The drop in the dollar has coincided with a surge in gold prices. On September 3, gold touched an all-time high of $3,578 per ounce, signaling that U.S. institutions are actively hedging against inflation and currency weakness. Analysts suggest that once gold consolidates, liquidity could spill over into digital assets, boosting demand for Bitcoin.
Rising Bond Yields Signal Investor Anxiety
The bond market has also shown unusual behavior in recent weeks. Yields on 30-year U.S. Treasury bonds have surged despite expectations of Federal Reserve easing—a move analysts attribute to persistent inflationary concerns.
Robin Brooks, a senior fellow at the Brookings Institution, described the situation as “highly unusual.” He noted that yields rising during an easing cycle reflects deeper worries in the global financial system.

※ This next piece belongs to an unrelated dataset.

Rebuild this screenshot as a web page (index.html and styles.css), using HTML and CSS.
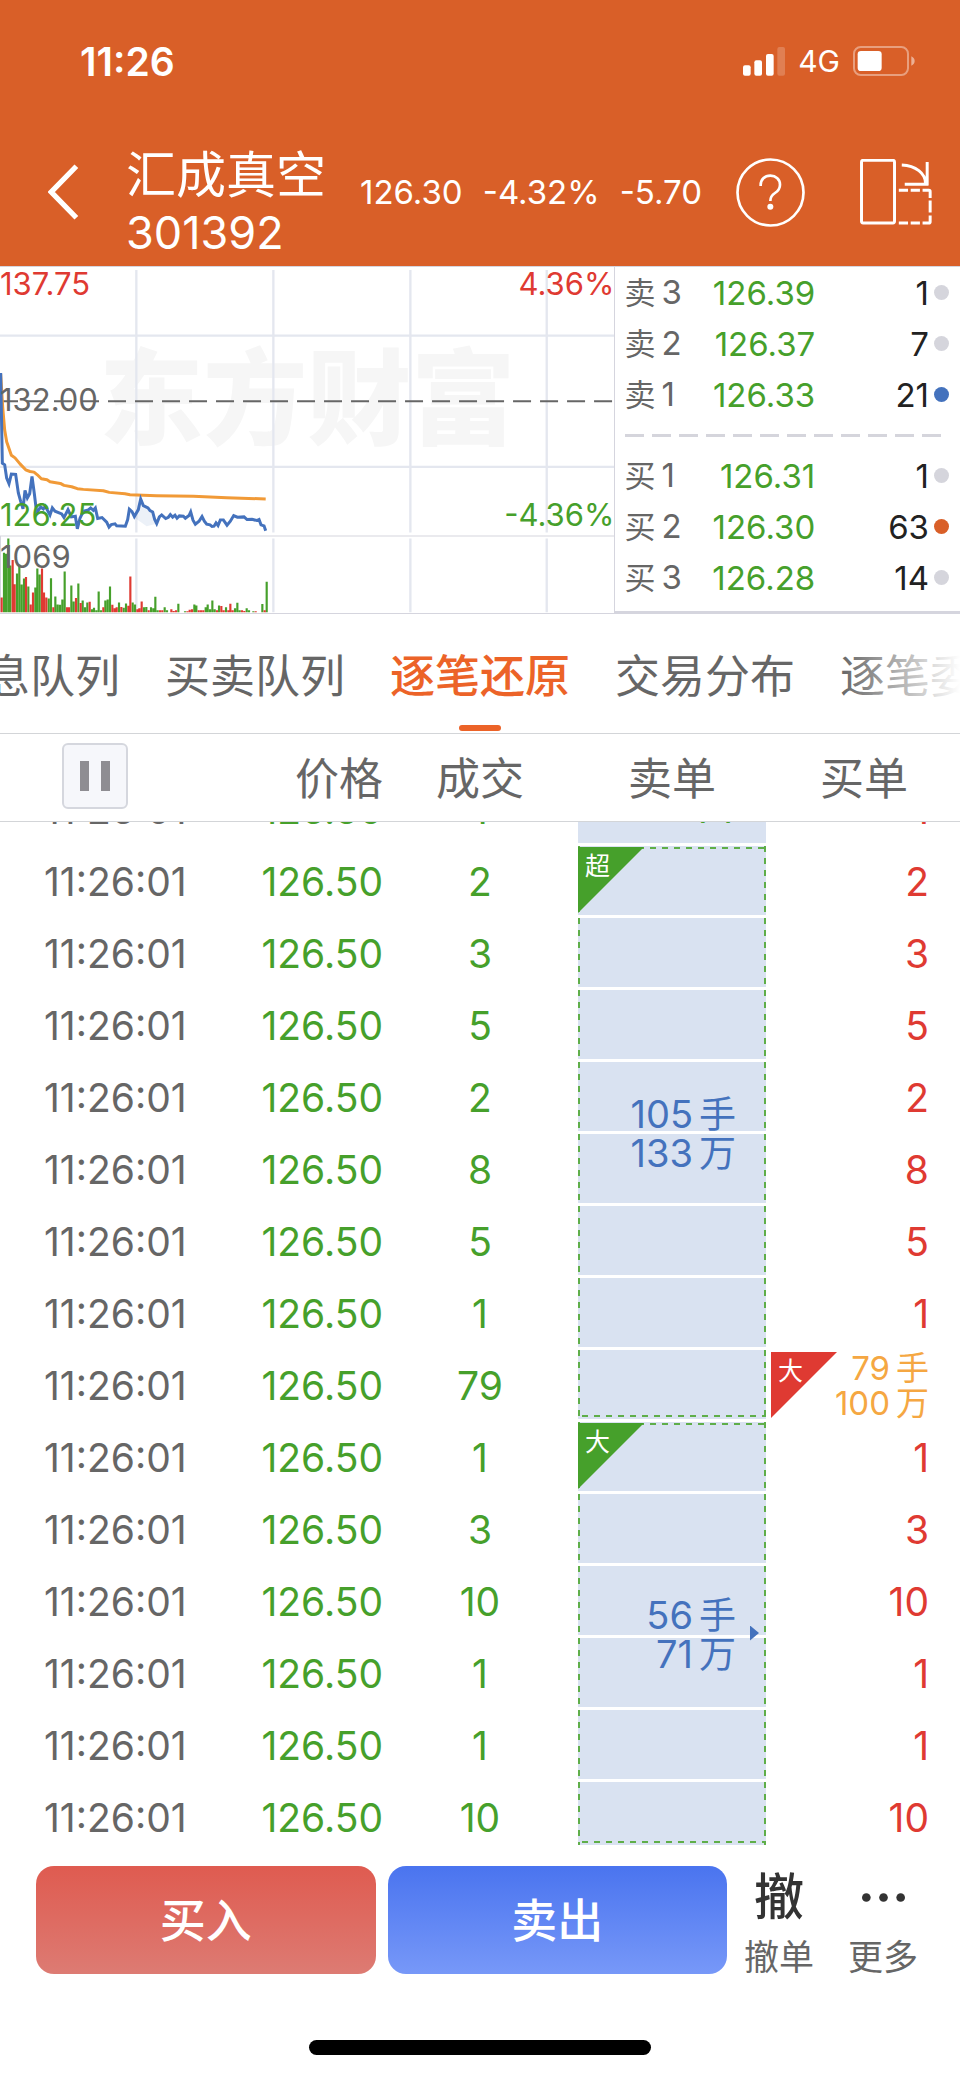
FILE: index.html
```html
<!DOCTYPE html>
<html lang="zh-CN">
<head>
<meta charset="utf-8">
<meta name="viewport" content="width=device-width, initial-scale=1">
<title>汇成真空 301392</title>
<link rel="stylesheet" href="styles.css">
</head>
<body>
<header class="header">
  <div class="status">
    <span class="status-time">11:26</span>
    <div class="status-right">
      <svg class="signal" viewBox="0 0 126 87" aria-hidden="true"><g fill="#fff"><rect x="0" y="55" width="23" height="31" rx="6"/><rect x="34" y="40" width="23" height="46" rx="6"/><rect x="69" y="21" width="23" height="65" rx="6"/><rect x="103" y="0" width="23" height="86" rx="6" opacity=".2"/></g></svg>
      <span>4G</span>
      <svg class="battery" viewBox="0 0 186 90" aria-hidden="true"><rect x="3" y="3" width="162" height="84" rx="20" fill="none" stroke="#fff" stroke-opacity=".4" stroke-width="6"/><rect x="14" y="15" width="72" height="60" rx="10" fill="#fff"/><path d="M175 31q10 5 10 14t-10 14z" fill="#fff" fill-opacity=".5"/></svg>
    </div>
  </div>
  <div class="nav">
    <button class="back" type="button" aria-label="返回"><svg viewBox="0 0 94 168" aria-hidden="true"><path d="M86 6 10 84l76 78" fill="none" stroke="#fff" stroke-width="16"/></svg></button>
    <h1 class="stock"><span class="stock-name">汇成真空</span><span class="stock-code">301392</span></h1>
    <div class="quote"><span>126.30</span><span>-4.32%</span><span>-5.70</span></div>
    <button class="help" type="button" aria-label="帮助"><svg viewBox="0 0 207 207" aria-hidden="true"><g fill="none" stroke="#fff" stroke-width="8"><circle cx="103.500" cy="103.500" r="99"/><path d="M74 84V81C74 64 86 53 103 53S132 64 132 80C132 92 126 99 117 105C106 112 103 117 103 129"/></g><circle cx="103" cy="146" r="9" fill="#fff"/></svg></button>
    <button class="rotate" type="button" aria-label="横屏"><svg viewBox="1140 474 217 200" aria-hidden="true"><g fill="none" stroke="#fff" stroke-width="9"><rect x="1144" y="478" width="100" height="190" rx="5"/><path d="M1266 492C1308 494 1338 517 1338 548M1343 483V554M1275 550.500H1346"/><path d="M1257 569h28M1293 569h28M1329 569h19q4 0 4 4v19M1352 600v36M1352 645v19q0 4-4 4h-19M1321 668h-28M1285 668h-28"/></g></svg></button>
  </div>
</header>

<section class="market">
  <div class="chart">
    <span class="watermark" aria-hidden="true">东方财富</span>
    <svg class="plot" viewBox="0 18 1843 1044" preserveAspectRatio="none" role="img" aria-label="分时走势">
      <g fill="none">
        <path stroke="#e4e7ef" stroke-width="7" d="M0 225H1843M0 621H1843M409 27V819M820 27V819M1231 27V819M1640 27V819M409 837V1060M820 837V1060M1231 837V1060M1640 837V1060"/>
        <path stroke="#d5d5de" stroke-width="3" d="M0 829.500H1843M1.500 829V1060"/>
        <path stroke="#666" stroke-width="6" stroke-dasharray="54 27" d="M0 423H1836"/>
        <path fill="#4472bd" fill-opacity=".1" d="M412 740L422 710 432 740 460 755 472 792 440 800 405 775z"/>
        <path stroke="#f19a37" stroke-width="9" stroke-linejoin="round" d="M2 340L8 440 14 510 20 545 34 586 45 594 60 612 77 630 90 635 102 637 112 645 124 657 141 660 150 666 181 671 192 677 215 681 232 687 250 689 310 693 328 698 375 702 390 705 470 708 580 710 680 714 797 718"/>
        <path stroke="#4472bd" stroke-width="9" stroke-linejoin="miter" d="M2 338L5 500 7 610 14 615 20 655 27 672 34 643 47 644 55 700 62 725 69 748 75 692 82 715 89 702 96 650 103 702 110 760 122 742 130 748 136 740 150 766 157 745 165 755 185 763 192 774 204 750 214 772 226 770 232 808 240 776 250 755 265 751 272 745 280 752 286 745 293 777 306 774 320 788 327 803 334 795 345 793 350 799 376 800 383 780 388 749 396 756 403 771 415 750 422 718 430 738 444 745 450 753 458 757 464 780 470 792 478 772 485 766 497 777 505 773 511 765 518 773 525 767 531 776 538 769 550 770 556 776 567 768 572 757 579 782 586 794 597 785 606 771 613 785 620 794 630 796 636 801 642 800 648 790 654 798 661 781 670 781 681 797 691 785 701 768 712 773 732 772 741 780 756 779 770 783 777 780 783 796 792 799 797 814"/>
        <path stroke="#46a02b" stroke-width="6.500" d="M12 1060v-180M18 1060v-177M25 1060v-223M31 1060v-141M51 1060v-117M58 1060v-144M65 1060v-84M72 1060v-102M85 1060v-78M106 1060v-75M112 1060v-132M119 1060v-114M146 1060v-42M153 1060v-103M166 1060v-48M173 1060v-24M180 1060v-23M187 1060v-39M194 1060v-123M214 1060v-81M221 1060v-33M235 1060v-87M248 1060v-36M255 1060v-15M262 1060v-30M276 1060v-9M282 1060v-14M289 1060v-6M296 1060v-63M303 1060v-6M316 1060v-36M323 1060v-39M330 1060v-78M357 1060v-30M371 1060v-14M378 1060v-27M398 1060v-30M405 1060v-24M432 1060v-15M439 1060v-16M453 1060v-15M460 1060v-12M466 1060v-47M473 1060v-6M494 1060v-15M501 1060v-6M535 1060v-26M555 1060v-3M583 1060v-24M589 1060v-21M617 1060v-15M623 1060v-24M630 1060v-9M637 1060v-36M644 1060v-9M657 1060v-21M678 1060v-15M705 1060v-12M712 1060v-29M719 1060v-6M740 1060v-12M747 1060v-6M760 1060v-3M787 1060v-25M800 1060v-92"/>
        <path stroke="#df3a32" stroke-width="6.500" d="M5 1060v-45M38 1060v-158M44 1060v-85M78 1060v-107M92 1060v-24M99 1060v-60M126 1060v-132M132 1060v-60M139 1060v-45M160 1060v-15M201 1060v-15M207 1060v-15M228 1060v-43M242 1060v-28M269 1060v-32M310 1060v-15M337 1060v-23M344 1060v-12M350 1060v-15M364 1060v-16M385 1060v-20M391 1060v-108M412 1060v-9M418 1060v-12M425 1060v-33M446 1060v-6M480 1060v-6M487 1060v-6M514 1060v-9M521 1060v-4M528 1060v-6M562 1060v-3M569 1060v-8M576 1060v-9M596 1060v-6M603 1060v-6M610 1060v-6M651 1060v-6M664 1060v-19M671 1060v-6M685 1060v-6M691 1060v-26M698 1060v-6M726 1060v-6M733 1060v-4M767 1060v-3M794 1060v-6"/>
      </g>
    </svg>
    <div class="price-labels">
      <div class="label-row red"><span>137.75</span><span>4.36%</span></div>
      <div class="label-row gray"><span>132.00</span></div>
      <div class="label-row green"><span>126.25</span><span>-4.36%</span></div>
    </div>
    <div class="volume-label gray">1069</div>
  </div>
  <div class="book">
    <table class="levels">
      <tr><th scope="row">卖<span>3</span></th><td class="green">126.39</td><td class="qty">1<i class="dot"></i></td></tr>
      <tr><th scope="row">卖<span>2</span></th><td class="green">126.37</td><td class="qty">7<i class="dot"></i></td></tr>
      <tr><th scope="row">卖<span>1</span></th><td class="green">126.33</td><td class="qty">21<i class="dot dot-blue"></i></td></tr>
    </table>
    <div class="divider"></div>
    <table class="levels">
      <tr><th scope="row">买<span>1</span></th><td class="green">126.31</td><td class="qty">1<i class="dot"></i></td></tr>
      <tr><th scope="row">买<span>2</span></th><td class="green">126.30</td><td class="qty">63<i class="dot dot-orange"></i></td></tr>
      <tr><th scope="row">买<span>3</span></th><td class="green">126.28</td><td class="qty">14<i class="dot"></i></td></tr>
    </table>
  </div>
</section>

<nav class="tabs">
  <a href="#message">消息队列</a>
  <a href="#queue">买卖队列</a>
  <a href="#restore" class="active" aria-current="page">逐笔还原</a>
  <a href="#spread">交易分布</a>
  <a href="#orders">逐笔委托</a>
</nav>

<table class="ticks ticks-head">
  <colgroup><col class="col-time"><col class="col-price"><col class="col-vol"><col class="col-sell"><col class="col-buy"></colgroup>
  <tr>
    <th class="time"><button class="pause" type="button" aria-label="暂停"><svg viewBox="0 0 30 30" aria-hidden="true"><path fill="#8e8d92" d="M0 0h9v30H0zM21 0h9v30h-9z"/></svg></button></th>
    <th class="price">价格</th><th>成交</th><th>卖单</th><th>买单</th>
  </tr>
</table>

<main class="scroller">
  <table class="ticks ticks-body">
    <colgroup><col class="col-time"><col class="col-price"><col class="col-vol"><col class="col-sell"><col class="col-buy"></colgroup>
    <tr><td class="time">11:26:01</td><td class="price">126.50</td><td class="vol">1</td><td class="sell"><div class="single green">44</div></td><td class="buy">1</td></tr>
    <tr><td class="time">11:26:01</td><td class="price">126.50</td><td class="vol">2</td>
      <td class="sell" rowspan="8"><div class="group group-8"><span class="badge badge-sell">超</span><span>105<b>手</b></span><span>133<b>万</b></span></div></td><td class="buy">2</td></tr>
    <tr><td class="time">11:26:01</td><td class="price">126.50</td><td class="vol">3</td><td class="buy">3</td></tr>
    <tr><td class="time">11:26:01</td><td class="price">126.50</td><td class="vol">5</td><td class="buy">5</td></tr>
    <tr><td class="time">11:26:01</td><td class="price">126.50</td><td class="vol">2</td><td class="buy">2</td></tr>
    <tr><td class="time">11:26:01</td><td class="price">126.50</td><td class="vol">8</td><td class="buy">8</td></tr>
    <tr><td class="time">11:26:01</td><td class="price">126.50</td><td class="vol">5</td><td class="buy">5</td></tr>
    <tr><td class="time">11:26:01</td><td class="price">126.50</td><td class="vol">1</td><td class="buy">1</td></tr>
    <tr><td class="time">11:26:01</td><td class="price">126.50</td><td class="vol">79</td><td class="buy buy-large"><div class="large"><span class="badge badge-buy">大</span><span>79<b>手</b></span><span>100<b>万</b></span></div></td></tr>
    <tr><td class="time">11:26:01</td><td class="price">126.50</td><td class="vol">1</td>
      <td class="sell" rowspan="6"><div class="group group-6"><span class="badge badge-sell">大</span><span>56<b>手</b></span><span>71<b>万</b></span><i class="caret"></i></div></td><td class="buy">1</td></tr>
    <tr><td class="time">11:26:01</td><td class="price">126.50</td><td class="vol">3</td><td class="buy">3</td></tr>
    <tr><td class="time">11:26:01</td><td class="price">126.50</td><td class="vol">10</td><td class="buy">10</td></tr>
    <tr><td class="time">11:26:01</td><td class="price">126.50</td><td class="vol">1</td><td class="buy">1</td></tr>
    <tr><td class="time">11:26:01</td><td class="price">126.50</td><td class="vol">1</td><td class="buy">1</td></tr>
    <tr><td class="time">11:26:01</td><td class="price">126.50</td><td class="vol">10</td><td class="buy">10</td></tr>
  </table>
</main>

<footer class="footer">
  <div class="actions">
    <button class="trade trade-buy" type="button">买入</button>
    <button class="trade trade-sell" type="button">卖出</button>
    <button class="action" type="button"><span class="action-icon">撤</span><span>撤单</span></button>
    <button class="action" type="button"><span class="action-icon"><svg viewBox="0 0 129 27" aria-hidden="true"><g fill="#333"><circle cx="13" cy="13.500" r="13"/><circle cx="64.500" cy="13.500" r="13"/><circle cx="116" cy="13.500" r="13"/></g></svg></span><span>更多</span></button>
  </div>
  <div class="home-bar"></div>
</footer>
</body>
</html>
```
FILE: styles.css
```css
* { box-sizing: border-box; }

body {
  margin: 0;
  height: 100vh;
  display: flex;
  flex-direction: column;
  overflow: hidden;
  background: #fff;
  color: #666;
  font-family: Inter, "Noto Sans CJK SC", sans-serif;
  font-size: 39px;
}

button {
  padding: 0;
  border: 0;
  background: none;
  color: inherit;
  font: inherit;
}

svg { display: block; }
table { width: 100%; border-collapse: collapse; border-spacing: 0; }
th, td { padding: 0; font-weight: 400; }
b, i { font-weight: 400; font-style: normal; }

.red { color: #df3a32; }
.green { color: #46a02b; }
.gray { color: #666; }

/* Header */
.header {
  flex: none;
  height: 266px;
  background: #d95f28;
  color: #fff;
}

.status {
  display: flex;
  align-items: center;
  justify-content: space-between;
  height: 122px;
  padding: 0 45px 0 80px;
}
.status-time { font-weight: 600; font-size: 39px; }
.status-right {
  display: flex;
  align-items: center;
  gap: 13px;
  font-size: 30px;
}
.signal { width: 42px; height: 29px; }
.battery { width: 62px; height: 30px; }

.nav {
  display: flex;
  align-items: center;
  height: 140px;
  padding: 0 28px 0 48px;
}
.back svg { width: 31px; height: 56px; }
.stock {
  display: flex;
  flex-direction: column;
  margin: 0 0 0 47px;
  padding-top: 24px;
  font-weight: 400;
  line-height: 58px;
}
.stock-name { font-size: 50px; }
.stock-code { font-size: 45px; }
.quote {
  display: flex;
  flex: 1;
  justify-content: flex-end;
  gap: 20px;
  padding-right: 34px;
  font-size: 33px;
}
.help svg { width: 69px; height: 69px; }
.rotate { margin-left: 55px; }
.rotate svg { width: 72px; height: 66px; }

/* Chart and order book */
.market {
  flex: none;
  display: grid;
  grid-template-columns: 64% 36%;
  height: 348px;
  border-top: 1px solid #d5d5de;
  border-bottom: 1px solid #d5d5de;
}

.chart {
  position: relative;
  display: flex;
  flex-direction: column;
  justify-content: space-between;
  font-size: 31px;
  line-height: 34px;
}
.watermark {
  position: absolute;
  top: 80px;
  left: 0;
  right: 0;
  text-align: center;
  font-size: 104px;
  font-weight: 900;
  line-height: 1;
  color: #f6f6f6;
}
.plot {
  position: absolute;
  inset: 0;
  width: 100%;
  height: 100%;
}
.price-labels {
  position: relative;
  display: flex;
  flex-direction: column;
  justify-content: space-between;
  height: 265px;
}
.label-row {
  display: flex;
  justify-content: space-between;
}
.volume-label { position: relative; height: 73px; }

.book {
  border-left: 1px solid #d5d5de;
  border-bottom: 2px solid #d5d5de;
  font-size: 33px;
}
.levels { table-layout: fixed; }
.levels tr { height: 51px; }
.levels th {
  width: 25%;
  padding-left: 9px;
  text-align: left;
  font-size: 31px;
  line-height: 50px;
}
.levels th span { margin-left: 6px; font-size: 33px; }
.levels td { text-align: right; line-height: 50px; }
.levels .green { width: 33%; }
.qty { padding-right: 11px; color: #222; }
.dot {
  display: inline-block;
  width: 15px;
  height: 15px;
  margin-left: 5px;
  border-radius: 50%;
  background: #d5d5dc;
  vertical-align: 5px;
}
.dot-blue { background: #4472bd; }
.dot-orange { background: #d95f28; }
.divider {
  height: 3px;
  margin: 14px 18px 13px 10px;
  background: repeating-linear-gradient(90deg, #d5d5dc 0 19px, transparent 19px 27px);
}

/* Tabs */
.tabs {
  position: relative;
  flex: none;
  display: flex;
  justify-content: center;
  gap: 45px;
  height: 120px;
  border-bottom: 1px solid #d3d5d8;
  overflow: hidden;
}
.tabs::after {
  content: "";
  position: absolute;
  inset: 0 0 0 auto;
  width: 120px;
  background: linear-gradient(90deg, rgba(255, 255, 255, 0), #fff);
}
.tabs a {
  position: relative;
  flex: none;
  color: #666;
  font-size: 45px;
  line-height: 126px;
  text-decoration: none;
}
.tabs .active { color: #ec6328; font-weight: 500; }
.tabs .active::after {
  content: "";
  position: absolute;
  left: 50%;
  top: 111px;
  width: 42px;
  height: 6px;
  margin-left: -21px;
  border-radius: 3px;
  background: #ec6328;
}

/* Tick table */
.ticks { table-layout: fixed; }
.col-time { width: 24%; }
.col-price { width: 16%; }
.col-vol, .col-sell, .col-buy { width: 20%; }
.ticks tr { height: 72px; }
.ticks .time { padding-left: 44px; text-align: left; }
.ticks .price { padding-right: 1px; text-align: right; }

.ticks-head {
  flex: none;
  border-bottom: 1px solid #d3d5d8;
  font-size: 44px;
}
.ticks-head tr { height: 87px; }
.ticks-head th { padding-top: 3px; line-height: 84px; }
.ticks-head .time { padding-top: 0; padding-bottom: 3px; padding-left: 62px; }
.pause {
  display: grid;
  place-items: center;
  width: 66px;
  height: 66px;
  border: 2px solid #d5d7de;
  border-radius: 6px;
  background: #f6f7fb;
}
.pause svg { width: 30px; height: 30px; }

.scroller { flex: 1; min-height: 0; overflow: hidden; }
.ticks-body { margin-top: -48px; }
.ticks-body td { line-height: 70px; }
.ticks-body .price, .vol { color: #46a02b; }
.vol { text-align: center; }
.buy { padding-right: 31px; text-align: right; color: #df3a32; }
.ticks-body .sell { padding: 0 2px; vertical-align: top; text-align: right; }

.single {
  height: 69px;
  padding-right: 30px;
  background: #d9e2f1;
}
.group {
  --dash: #5fae49;
  position: relative;
  display: flex;
  flex-direction: column;
  justify-content: center;
  padding-top: 2px;
  padding-right: 30px;
  color: #4472bd;
  font-size: 38px;
  line-height: 39px;
  background:
    repeating-linear-gradient(90deg, var(--dash) 0 6px, transparent 6px 12px) 0 1px / 100% 2px no-repeat,
    repeating-linear-gradient(90deg, transparent 0 4px, var(--dash) 4px 10px, transparent 10px 12px) 0 calc(100% - 2px) / 100% 2px no-repeat,
    repeating-linear-gradient(var(--dash) 0 6px, transparent 6px 12px) 0 0 / 2px 100% no-repeat,
    repeating-linear-gradient(var(--dash) 0 6px, transparent 6px 12px) 100% 0 / 2px 100% no-repeat,
    repeating-linear-gradient(#d9e2f1 0 69px, #fff 69px 72px);
}
.group-8 { height: 573px; }
.group-6 { height: 423px; }
.group b, .large b { margin-left: 6px; }
.group b { font-size: 37px; }

.badge {
  position: absolute;
  top: 1px;
  left: 0;
  width: 66px;
  height: 66px;
  padding: 7px 0 0 7px;
  clip-path: polygon(0 0, 100% 0, 0 100%);
  color: #fff;
  font-size: 25px;
  line-height: 25px;
  text-align: left;
}
.badge-sell { background: #46a02b; }
.badge-buy { background: #df3a32; }
.ticks-body .buy-large { padding-left: 3px; }
.large {
  position: relative;
  display: flex;
  flex-direction: column;
  justify-content: center;
  height: 70px;
  color: #f5a742;
  font-size: 33px;
  line-height: 35px;
}
.caret {
  position: absolute;
  top: 50%;
  right: 7px;
  width: 9px;
  height: 15px;
  margin-top: -8px;
  background: #4472bd;
  clip-path: polygon(0 0, 100% 50%, 0 100%);
}

/* Footer */
.footer {
  flex: none;
  height: 234px;
  padding: 21px 25px 24px 36px;
  display: flex;
  flex-direction: column;
  justify-content: space-between;
}
.actions {
  display: grid;
  grid-template-columns: 1fr 1fr 104px 104px;
  align-items: start;
}
.trade {
  height: 108px;
  padding-bottom: 6px;
  border-radius: 18px;
  color: #fff;
  font-size: 46px;
  font-weight: 500;
}
.trade-buy { margin-right: 6px; background: linear-gradient(#df5b50, #dd7b73); }
.trade-sell { margin-left: 6px; background: linear-gradient(#4a74ef, #7798f8); }
.action {
  display: flex;
  flex-direction: column;
  align-items: center;
  font-size: 35px;
  line-height: 58px;
}
.action-icon {
  display: grid;
  place-items: center;
  height: 62px;
  color: #333;
  font-size: 50px;
  font-weight: 500;
  line-height: 62px;
}
.action-icon svg { width: 43px; height: 9px; }
.home-bar {
  align-self: center;
  width: 342px;
  height: 15px;
  margin-right: 11px;
  border-radius: 8px;
  background: #000;
}
```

Many governments had shifted their debt issuance toward shorter maturities in recent years, hoping to minimize costs. However, this strategy has left markets vulnerable, with long-term yields now climbing across the U.S., UK, Australia, and Japan. “This may be coming back to haunt us,” Brooks said.
As a result, the yield curve has steepened. Investors are demanding higher compensation for holding longer-term debt, highlighting fears over inflation and fiscal stability.
Political Pressure on the Federal Reserve
Adding to the uncertainty are growing concerns about the independence of the U.S. central bank. President Donald Trump has been vocal about his desire for lower interest rates, pressuring Federal Reserve Chair Jerome Powell throughout the year.
While most central banks globally are holding short-term rates steady or cutting them, the divergence between front-end rates and long-term yields has widened. According to QCP Capital, this imbalance reflects ongoing investor fears about inflation, fiscal risks, and the Fed’s ability to act independently.
Why Bitcoin Stands to Benefit
Bitcoin has historically thrived in times of currency weakness and inflationary pressures. Analysts argue that the current economic backdrop is shaping up to be another such scenario.
“A steepening yield curve usually signals rising inflation expectations,” Gregory explained. “But it can also reflect confidence that the economy may grow. Either way, risk assets like Bitcoin tend to benefit.”
QCP Capital echoed this view in a recent note, saying that higher premiums at the long end of the curve are evidence of lingering inflationary concerns. For Bitcoin, that environment could translate into sustained institutional interest and new capital inflows.
Market Performance and Investor Sentiment
Bitcoin has already staged a modest rebound. After dipping earlier in the week, it gained around 3% in the last two days and currently trades near $110,000, according to CoinGecko. This comes as derivatives traders position for further upside, with passive bids increasing at key order book levels.
Year to date, Bitcoin has delivered a return of roughly 96%, though it remains about 11% below its record high of $124,545. Despite the pullback from peak levels, the cryptocurrency has significantly outperformed traditional assets, especially given the dollar’s weakness.
Gold, by comparison, is up 35% this year, reinforcing its role as a safe haven during turbulent markets. Yet Bitcoin’s appeal lies in its digital scarcity and independence from government-controlled monetary policy, making it a preferred hedge for some investors.
Toward a Crypto Supercycle?
The combination of a weakening dollar, record-high gold, and a steepening yield curve has some experts predicting that Bitcoin could be entering the early stages of a longer-term bull cycle.
“With inflation rising and institutions searching for alternative hedges, the setup for Bitcoin is very strong,” Gregory said. “This might be the perfect backdrop for what some call a crypto supercycle.”
Whether Bitcoin fully capitalizes on this environment will depend on how global markets evolve in the months ahead. But with traditional assets flashing warning signs and monetary policy under strain, the case for Bitcoin as a resilient hedge against economic uncertainty continues to grow.